Wojciech Cejrowski ponownie był gościem Michała Rachonia. Skomentował m.in. wyrok sądu, który nakazał Krzysztofowi Wyszkowskiemu przeprosić Lecha Wałęsę za nazwanie go „Bolkiem”.

„Głupi taki sąd, bo to jest traktowanie literalne poprzedniego wyroku. Ten sąd powiedział nawet coś takiego, że nie zmieniło się nic w systemie prawnym, co podważałoby tamten wyrok. Sąd nie odniósł się do rzeczywistości” – powiedział i dodał: „Od tamtego czasu były liczne książki, wypłynęły liczne dokumenty z IPN, różne rzeczy się pokazały, a sąd odniósł się do starego wyroku”.

Według Cejrowskiego powinno się komentować wyroki sądowe, ponieważ sędziowie pracują za pieniądze obywateli. „Mam prawo komentować fuszerkę” — stwierdził.

„Nie wiem, czemu konkretnie ta pani tak zrobiła, ale została wykształcona w złym systemie.

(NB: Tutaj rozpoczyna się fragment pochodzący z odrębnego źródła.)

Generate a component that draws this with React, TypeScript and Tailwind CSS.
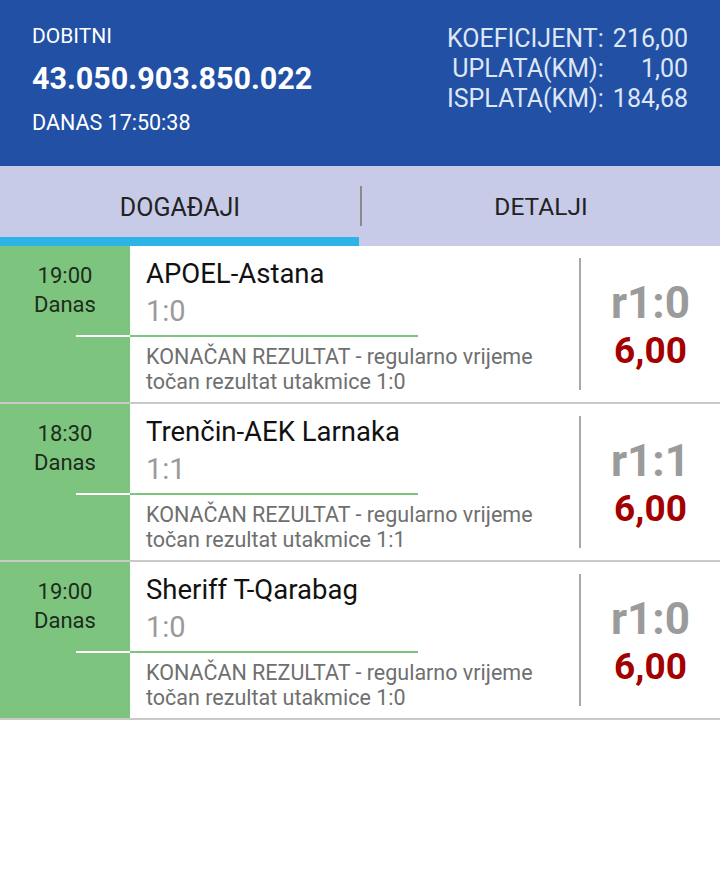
import React from "react";

const rows = [
  { time: "19:00", teams: "APOEL-Astana", score: "1:0", tip: "r1:0", odd: "6,00" },
  { time: "18:30", teams: "Trenčin-AEK Larnaka", score: "1:1", tip: "r1:1", odd: "6,00" },
  { time: "19:00", teams: "Sheriff T-Qarabag", score: "1:0", tip: "r1:0", odd: "6,00" },
];

export default function App() {
  return (
    <div className="w-[720px] h-[870px] bg-white" style={{ fontFamily: "Roboto, 'Noto Sans', sans-serif" }}>
      <div className="h-[166px] bg-[#2150a5] flex justify-between pl-[32px] pr-[32px]">
        <div className="pt-[23px] text-white">
          <div className="text-[21px] leading-[26px]">DOBITNI</div>
          <div className="text-[30.5px] font-bold leading-[40px] mt-[10px]">43.050.903.850.022</div>
          <div className="text-[21.5px] leading-[26px] mt-[11px]">DANAS 17:50:38</div>
        </div>
        <div className="pt-[24px] text-[#dfe6f6] text-[25px] leading-[30px] grid grid-cols-[auto_auto] gap-x-[9px] h-fit">
          <span className="text-right">KOEFICIJENT:</span><span className="text-right">216,00</span>
          <span className="text-right">UPLATA(KM):</span><span className="text-right">1,00</span>
          <span className="text-right">ISPLATA(KM):</span><span className="text-right">184,68</span>
        </div>
      </div>
      <div className="h-[80px] bg-[#c8cbe8] flex">
        <div className="w-[360px] flex flex-col">
          <div className="flex-1 flex items-center justify-center text-[25px] text-[#222] pt-[12px]">DOGAĐAJI</div>
          <div className="h-[9px] bg-[#2cb4e6] w-[359px]"></div>
        </div>
        <div className="w-[2px] h-[40px] bg-[#8a8a8a] mt-[20px]"></div>
        <div className="flex-1 flex items-center justify-center text-[24.5px] text-[#222] pt-[3px]">DETALJI</div>
      </div>
      {rows.map((r, i) => (
        <div key={i} className="flex h-[158px] border-b-2 border-[#c9c9c9]">
          <div className="w-[130px] bg-[#7dc57e] text-center text-[22px] leading-[29px] text-[#1d2b1d] pt-[15px]">
            <div>{r.time}</div>
            <div>Danas</div>
          </div>
          <div className="w-[449px] pl-[16px] pt-[10px]">
            <div className="text-[27.5px] leading-[35px] text-[#111]">{r.teams}</div>
            <div className="text-[29px] leading-[40px] text-[#9a9a9a]">{r.score}</div>
            <div className="relative mt-[4px] ml-[-16px] w-[288px] h-[2px] bg-[#7dc57e]">
              <div className="absolute left-[-54px] top-0 w-[54px] h-[2px] bg-white"></div>
            </div>
            <div className="mt-[7px] text-[21.5px] leading-[25px] text-[#6f6f6f]">
              <div>KONAČAN REZULTAT - regularno vrijeme</div>
              <div>točan rezultat utakmice {r.score}</div>
            </div>
          </div>
          <div className="w-[2px] bg-[#a8a8a8] my-[12px]"></div>
          <div className="flex-1 flex flex-col items-center pt-[31px]">
            <div className="text-[44px] leading-[52px] font-bold text-[#9b9b9b]">{r.tip}</div>
            <div className="text-[37px] leading-[43px] font-bold text-[#a30000]">{r.odd}</div>
          </div>
        </div>
      ))}
    </div>
  );
}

Ten system jest dziedziczony z czasów stalinowskich. To komuchy, dzieci komuchów, wnuki komuchów i uczniowie komuchów”.

„Jeśli widzę, że jakiś profesor broni się przed lustracją, to pytam się – dlaczego? Mnie można zlustrować (…). Natomiast jak ktoś się broni przed przeczytaniem jego teczki, to mogę mieć podejrzenia, że to śmierdzi jakąś współpracą”.

Cejrowski w dosadnych słowach podkreślił także, jak powinno się podejść do Hanny Gronkiewicz-Waltz, która unika Komisji Weryfikacyjnej ds. reprywatyzacji. „Babeczka nie stawia się przed sądem, to trzeba wysłać policję z budą, wziąć ją za pludry i doprowadzić siłą” — powiedział.

„Próbuje się oddzielić osobę od piastowanego urzędu. Urząd to nie jest pusty budynek, to człowiek, który sprawuje ten urząd w danym okresie. Kogo mamy wzywać ? Pusty fotel? Ona nie stawia się fizycznie. Nie chcemy gadać z nią prywatnie, ale z urzędnikiem. Ma przyjść, a jak nie, to wysłać po nią policję” — skomentował.